__PROMPT__. Select the lines that contain "components" and copy each of them.

__DATASET EXCERPT__.
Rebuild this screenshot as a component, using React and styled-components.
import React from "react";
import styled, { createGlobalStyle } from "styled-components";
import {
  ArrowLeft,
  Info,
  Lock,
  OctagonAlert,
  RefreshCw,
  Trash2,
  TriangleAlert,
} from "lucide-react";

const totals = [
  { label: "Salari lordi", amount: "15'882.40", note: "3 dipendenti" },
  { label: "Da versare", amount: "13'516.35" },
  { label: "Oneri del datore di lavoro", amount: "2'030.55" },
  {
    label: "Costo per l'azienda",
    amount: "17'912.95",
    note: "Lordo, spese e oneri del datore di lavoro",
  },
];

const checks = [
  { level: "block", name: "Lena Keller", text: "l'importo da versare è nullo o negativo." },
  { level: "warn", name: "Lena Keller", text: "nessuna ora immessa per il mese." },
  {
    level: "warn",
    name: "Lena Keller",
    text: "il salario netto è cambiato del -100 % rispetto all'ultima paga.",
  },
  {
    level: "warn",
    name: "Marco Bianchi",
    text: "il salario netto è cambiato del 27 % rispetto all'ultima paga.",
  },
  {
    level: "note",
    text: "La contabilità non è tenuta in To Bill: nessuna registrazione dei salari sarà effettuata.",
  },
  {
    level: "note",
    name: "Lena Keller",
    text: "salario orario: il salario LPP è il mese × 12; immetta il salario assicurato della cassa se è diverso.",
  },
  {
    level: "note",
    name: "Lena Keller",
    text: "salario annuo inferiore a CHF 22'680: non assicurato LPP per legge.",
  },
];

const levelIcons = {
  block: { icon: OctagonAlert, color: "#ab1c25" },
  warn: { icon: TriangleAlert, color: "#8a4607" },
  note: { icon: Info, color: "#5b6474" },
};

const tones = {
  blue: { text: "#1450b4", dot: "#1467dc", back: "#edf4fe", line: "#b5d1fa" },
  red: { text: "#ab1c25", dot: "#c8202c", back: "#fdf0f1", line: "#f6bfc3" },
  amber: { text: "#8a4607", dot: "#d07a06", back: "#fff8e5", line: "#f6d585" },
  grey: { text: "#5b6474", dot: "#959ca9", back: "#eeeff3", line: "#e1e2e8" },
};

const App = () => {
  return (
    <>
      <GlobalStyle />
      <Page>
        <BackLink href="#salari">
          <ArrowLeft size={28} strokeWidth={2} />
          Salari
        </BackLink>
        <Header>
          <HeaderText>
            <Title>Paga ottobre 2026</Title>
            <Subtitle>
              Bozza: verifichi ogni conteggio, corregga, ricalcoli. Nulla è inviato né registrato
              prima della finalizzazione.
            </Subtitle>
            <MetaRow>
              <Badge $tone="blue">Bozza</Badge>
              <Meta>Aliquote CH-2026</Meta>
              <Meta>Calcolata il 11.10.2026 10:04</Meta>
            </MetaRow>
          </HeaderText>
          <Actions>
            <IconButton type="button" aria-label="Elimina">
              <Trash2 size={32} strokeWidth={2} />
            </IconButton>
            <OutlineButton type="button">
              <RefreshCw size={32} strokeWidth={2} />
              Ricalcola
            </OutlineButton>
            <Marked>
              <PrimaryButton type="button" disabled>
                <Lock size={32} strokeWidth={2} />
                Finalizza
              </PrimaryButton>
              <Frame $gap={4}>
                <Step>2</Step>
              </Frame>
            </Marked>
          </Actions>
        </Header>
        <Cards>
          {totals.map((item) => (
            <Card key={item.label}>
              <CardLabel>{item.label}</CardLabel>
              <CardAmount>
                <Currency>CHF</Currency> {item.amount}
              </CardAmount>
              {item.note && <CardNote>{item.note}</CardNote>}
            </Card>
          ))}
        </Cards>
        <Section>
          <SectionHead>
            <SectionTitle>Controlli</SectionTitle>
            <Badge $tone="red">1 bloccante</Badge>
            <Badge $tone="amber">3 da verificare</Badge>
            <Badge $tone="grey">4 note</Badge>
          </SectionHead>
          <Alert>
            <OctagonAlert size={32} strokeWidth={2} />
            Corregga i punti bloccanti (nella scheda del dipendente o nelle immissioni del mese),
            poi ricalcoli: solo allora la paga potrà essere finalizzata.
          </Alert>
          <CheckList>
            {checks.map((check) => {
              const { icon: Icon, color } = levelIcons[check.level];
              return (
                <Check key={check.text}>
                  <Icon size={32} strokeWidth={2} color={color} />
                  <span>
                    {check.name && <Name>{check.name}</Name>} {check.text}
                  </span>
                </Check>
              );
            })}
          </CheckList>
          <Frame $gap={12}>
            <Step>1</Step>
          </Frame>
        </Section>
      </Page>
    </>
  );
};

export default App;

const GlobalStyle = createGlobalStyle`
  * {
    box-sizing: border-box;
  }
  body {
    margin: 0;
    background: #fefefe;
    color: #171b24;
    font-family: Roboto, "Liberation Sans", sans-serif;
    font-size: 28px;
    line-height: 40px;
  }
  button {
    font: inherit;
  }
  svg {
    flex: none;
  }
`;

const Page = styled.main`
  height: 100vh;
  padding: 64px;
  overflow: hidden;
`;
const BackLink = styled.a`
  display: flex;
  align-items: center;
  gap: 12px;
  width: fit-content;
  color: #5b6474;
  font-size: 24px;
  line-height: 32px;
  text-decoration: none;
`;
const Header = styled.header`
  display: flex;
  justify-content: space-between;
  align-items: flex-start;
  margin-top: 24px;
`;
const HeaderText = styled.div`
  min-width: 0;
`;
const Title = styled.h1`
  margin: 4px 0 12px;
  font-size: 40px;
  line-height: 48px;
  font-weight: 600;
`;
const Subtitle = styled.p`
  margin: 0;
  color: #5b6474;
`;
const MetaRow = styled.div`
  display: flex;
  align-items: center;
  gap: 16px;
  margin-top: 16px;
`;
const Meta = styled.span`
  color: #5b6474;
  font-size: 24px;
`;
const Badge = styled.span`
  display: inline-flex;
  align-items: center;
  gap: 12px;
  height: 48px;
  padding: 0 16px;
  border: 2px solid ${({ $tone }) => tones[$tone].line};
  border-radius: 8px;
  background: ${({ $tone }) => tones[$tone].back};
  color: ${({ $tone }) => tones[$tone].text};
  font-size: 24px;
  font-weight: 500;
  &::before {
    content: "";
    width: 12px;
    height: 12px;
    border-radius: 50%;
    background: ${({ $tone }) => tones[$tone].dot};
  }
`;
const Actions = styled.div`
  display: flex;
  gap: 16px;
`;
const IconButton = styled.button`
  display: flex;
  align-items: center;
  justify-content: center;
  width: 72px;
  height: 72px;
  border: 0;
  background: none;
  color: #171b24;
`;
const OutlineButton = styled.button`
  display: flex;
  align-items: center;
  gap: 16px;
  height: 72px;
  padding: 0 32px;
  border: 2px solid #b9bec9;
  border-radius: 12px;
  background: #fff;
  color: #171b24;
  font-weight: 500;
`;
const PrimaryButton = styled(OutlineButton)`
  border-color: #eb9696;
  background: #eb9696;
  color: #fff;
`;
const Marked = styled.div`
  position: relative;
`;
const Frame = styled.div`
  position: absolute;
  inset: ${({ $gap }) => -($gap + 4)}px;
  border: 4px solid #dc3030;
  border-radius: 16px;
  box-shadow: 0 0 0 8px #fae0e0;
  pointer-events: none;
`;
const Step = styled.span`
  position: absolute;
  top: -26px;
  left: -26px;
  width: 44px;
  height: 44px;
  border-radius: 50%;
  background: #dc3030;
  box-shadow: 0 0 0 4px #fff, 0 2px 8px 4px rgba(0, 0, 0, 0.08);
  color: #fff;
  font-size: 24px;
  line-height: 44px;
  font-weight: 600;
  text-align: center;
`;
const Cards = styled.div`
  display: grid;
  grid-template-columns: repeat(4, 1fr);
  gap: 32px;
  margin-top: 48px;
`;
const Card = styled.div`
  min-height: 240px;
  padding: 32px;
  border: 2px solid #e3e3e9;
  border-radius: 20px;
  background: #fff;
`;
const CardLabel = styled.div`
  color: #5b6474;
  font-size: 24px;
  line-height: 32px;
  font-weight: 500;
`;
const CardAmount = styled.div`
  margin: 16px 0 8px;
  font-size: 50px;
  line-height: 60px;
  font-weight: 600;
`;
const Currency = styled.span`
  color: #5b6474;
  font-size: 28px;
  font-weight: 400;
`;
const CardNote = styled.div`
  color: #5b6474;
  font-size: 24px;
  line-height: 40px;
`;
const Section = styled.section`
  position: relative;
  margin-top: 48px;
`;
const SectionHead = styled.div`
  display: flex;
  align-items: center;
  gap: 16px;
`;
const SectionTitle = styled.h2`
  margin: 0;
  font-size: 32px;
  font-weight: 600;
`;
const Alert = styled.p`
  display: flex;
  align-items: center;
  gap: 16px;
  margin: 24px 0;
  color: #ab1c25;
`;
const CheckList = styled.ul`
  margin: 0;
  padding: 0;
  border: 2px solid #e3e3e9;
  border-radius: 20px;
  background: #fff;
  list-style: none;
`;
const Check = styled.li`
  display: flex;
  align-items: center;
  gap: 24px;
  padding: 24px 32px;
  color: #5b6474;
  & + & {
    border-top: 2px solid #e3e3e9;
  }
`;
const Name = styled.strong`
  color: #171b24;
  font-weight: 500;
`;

__ANSWER TO THE PROBLEM__.
Rebuild this screenshot as a component, using React and styled-components.
import styled, { createGlobalStyle } from "styled-components";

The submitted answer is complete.